The Rightful Place of Competition in Music Education
The reasoning behind the use of competition in musical education activities is ostensibly that competition is necessary to promote artistic excellence. And in fact, it is an effective means to do this.
However, competition is not the only way to achieve artistic excellence. (Examples of alternative strategies for achieving artistic excellence through collaboration and community will be topics of upcoming posts.)
Competition is an appropriate activity for students who wish to pursue music as a professional career – being a professional musician is a very competitive business! It is also an appropriate activity for students who wish to “test themselves” against each other. Some children thrive and flourish with competition – the challenge calls them to achieve things they never would otherwise.

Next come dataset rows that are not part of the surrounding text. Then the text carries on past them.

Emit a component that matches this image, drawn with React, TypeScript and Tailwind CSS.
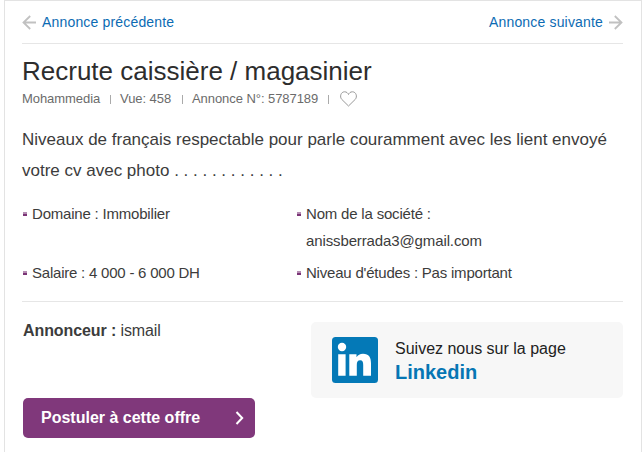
import type { ReactNode } from 'react';

function Arrow({ flip = false }: { flip?: boolean }) {
  return (
    <svg width="15" height="15" viewBox="0 0 15 15" fill="none" stroke="#c1c1c1" strokeWidth="1.8" className={flip ? 'rotate-180' : ''}>
      <path d="M14 7.5H1.5M8.2 1L1.5 7.5L8.2 14" />
    </svg>
  );
}

function Separator() {
  return <span className="h-[9px] w-px bg-[#aaaaaa]" />;
}

function Detail({ children }: { children: ReactNode }) {
  return (
    <li className="flex pl-px text-[15px] leading-[27px] whitespace-nowrap text-[#3c3c3c]">
      <span className="mt-[12px] mr-[5px] h-1 w-1 shrink-0 border-t-2 border-[#b58db3] bg-[#7b3476]" />
      <span>{children}</span>
    </li>
  );
}

export default function App() {
  return (
    <div className="h-[452px] w-[644px] overflow-hidden bg-white font-['Liberation_Sans',Arial,sans-serif]">
      <main className="ml-1 h-[453px] w-[638px] border border-[#e3e3e3] pr-[18px] pl-[17px]">
        <nav className="flex h-[43px] items-center justify-between border-b border-[#e6e6e6] text-[14px] tracking-[0.17px] text-[#0c6bb3]">
          <a className="flex items-center gap-[5px]"><Arrow /><span>Annonce précédente</span></a>
          <a className="flex items-center gap-[5px]"><span>Annonce suivante</span><Arrow flip /></a>
        </nav>
        <h1 className="mt-[11px] h-[33px] text-[26px] leading-[32px] whitespace-nowrap text-[#2d2d2d]">Recrute caissière / magasinier</h1>
        <div className="mt-[2px] flex h-[18px] items-center text-[13px] leading-[18px] tracking-[-0.06px] whitespace-nowrap text-[#6b6b6b]">
          <span className="w-[88px]">Mohammedia</span>
          <Separator />
          <span className="ml-[9px] w-[62px]">Vue: 458</span>
          <Separator />
          <span className="ml-[9px] w-[136px]">Annonce N°: 5787189</span>
          <Separator />
          <svg className="ml-[11px]" width="17" height="16" viewBox="0 0 17 16" fill="none" stroke="#999999" strokeWidth="1">
            <path d="M8.5 15L1.7 8.3C-.5 5.9.7.8 4.6.8C6.6.8 7.8 2 8.5 3.5C9.2 2 10.4.8 12.4.8C16.3.8 17.5 5.9 15.3 8.3Z" />
          </svg>
        </div>
        <p className="mt-[16px] text-[17px] leading-[31px] whitespace-nowrap text-[#3c3c3c]">
          <span>Niveaux de français respectable pour parle couramment avec les lient envoyé</span><br />
          <span>votre cv avec photo . . . . . . . . . . . .</span>
        </p>
        <ul className="mt-[14px] grid h-[102px] w-[601px] grid-cols-[274px_1fr] content-start gap-y-[5px] border-b border-[#e6e6e6]">
          <Detail><span className="tracking-[-0.2px]">Domaine : Immobilier</span></Detail>
          <Detail><span className="tracking-[-0.19px]">Nom de la société :</span><br /><span className="tracking-[-0.12px]">anissberrada3@gmail.com</span></Detail>
          <Detail><span className="tracking-[-0.22px]">Salaire : 4 000 - 6 000 DH</span></Detail>
          <Detail><span className="tracking-[-0.21px]">Niveau d'études : Pas important</span></Detail>
        </ul>
        <section className="flex justify-between pt-5 pl-px">
          <div>
            <p className="h-[76px] text-[16px] leading-[18px] tracking-[-0.1px] text-[#3c3c3c]"><strong>Annonceur : </strong><span>ismail</span></p>
            <button className="flex h-10 w-[232px] items-center justify-between rounded-[5px] bg-[#80387b] pr-[11px] pl-[18px] text-[16px] font-bold text-white">
              <span>Postuler à cette offre</span>
              <svg width="9" height="14" viewBox="0 0 9 14" fill="none" stroke="white" strokeWidth="2"><path d="M1.5 1L7.2 7L1.5 13" /></svg>
            </button>
          </div>
          <aside className="flex h-[76px] w-[312px] rounded-[5px] bg-[#f7f7f7] pl-[21px]">
            <svg className="mt-[15px]" width="46" height="46" viewBox="0 0 46 46">
              <rect width="46" height="46" rx="3.5" fill="#0479b7" />
              <circle cx="10" cy="10" r="4.2" fill="white" />
              <path d="M6.2 17.3H13.6V38.8H6.2ZM17.3 17.3H24.5V20.2C25.8 18.1 28 16.7 31 16.7C37 16.7 39 20.4 39 26.2V38.8H31.2V28C31.2 25 30.6 23.2 28.2 23.2C25.6 23.2 24.8 25.1 24.8 28V38.8H17.3Z" fill="white" />
            </svg>
            <div className="ml-[17px] pt-[15px] whitespace-nowrap">
              <div className="text-[16px] leading-[23px] text-[#222222]">Suivez nous sur la page</div>
              <div className="text-[20px] leading-[25px] font-bold text-[#0676b4]">Linkedin</div>
            </div>
          </aside>
        </section>
      </main>
    </div>
  );
}
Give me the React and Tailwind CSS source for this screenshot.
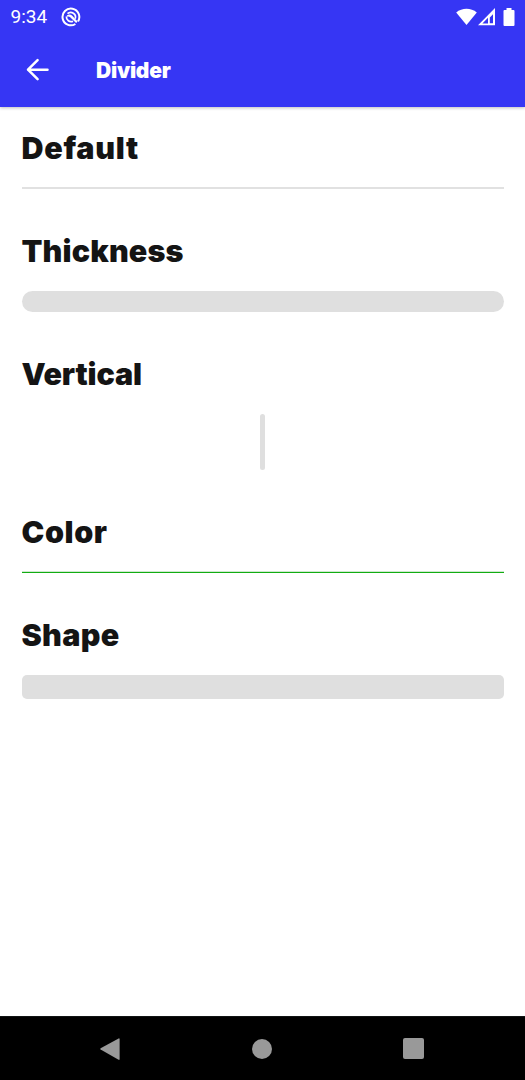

However, this is not the case for all children. For others, competition creates a threatening emotional situation which they would prefer to avoid. As music education is in most schools a voluntary and elective activity, these children will often choose not to participate, even those who already know they love music and would benefit from the many positive aspects of musical activity.
I am by no means advocating the elimination of competition from music education. I strongly believe that competition has an important place in what we do. In fact, two very important programs I oversee in the department of Education and Community Engagement at the Nashville Symphony are extremely competitive: the annual Curb Concerto Competition and our groundbreaking Accelerando program. Both of these programs are designed for children who have already self-selected as “pre-professional”.
But it is clear that the use of competition as an element of a child’s experience of music in school is out of hand.
Competition has become so ubiquitous in music education that it interferes with the goals of music education – participation in our most social art form for all children in order to deepen their experience of their own humanity, sense of community, and understanding of themselves and the world – and the spirit of music itself.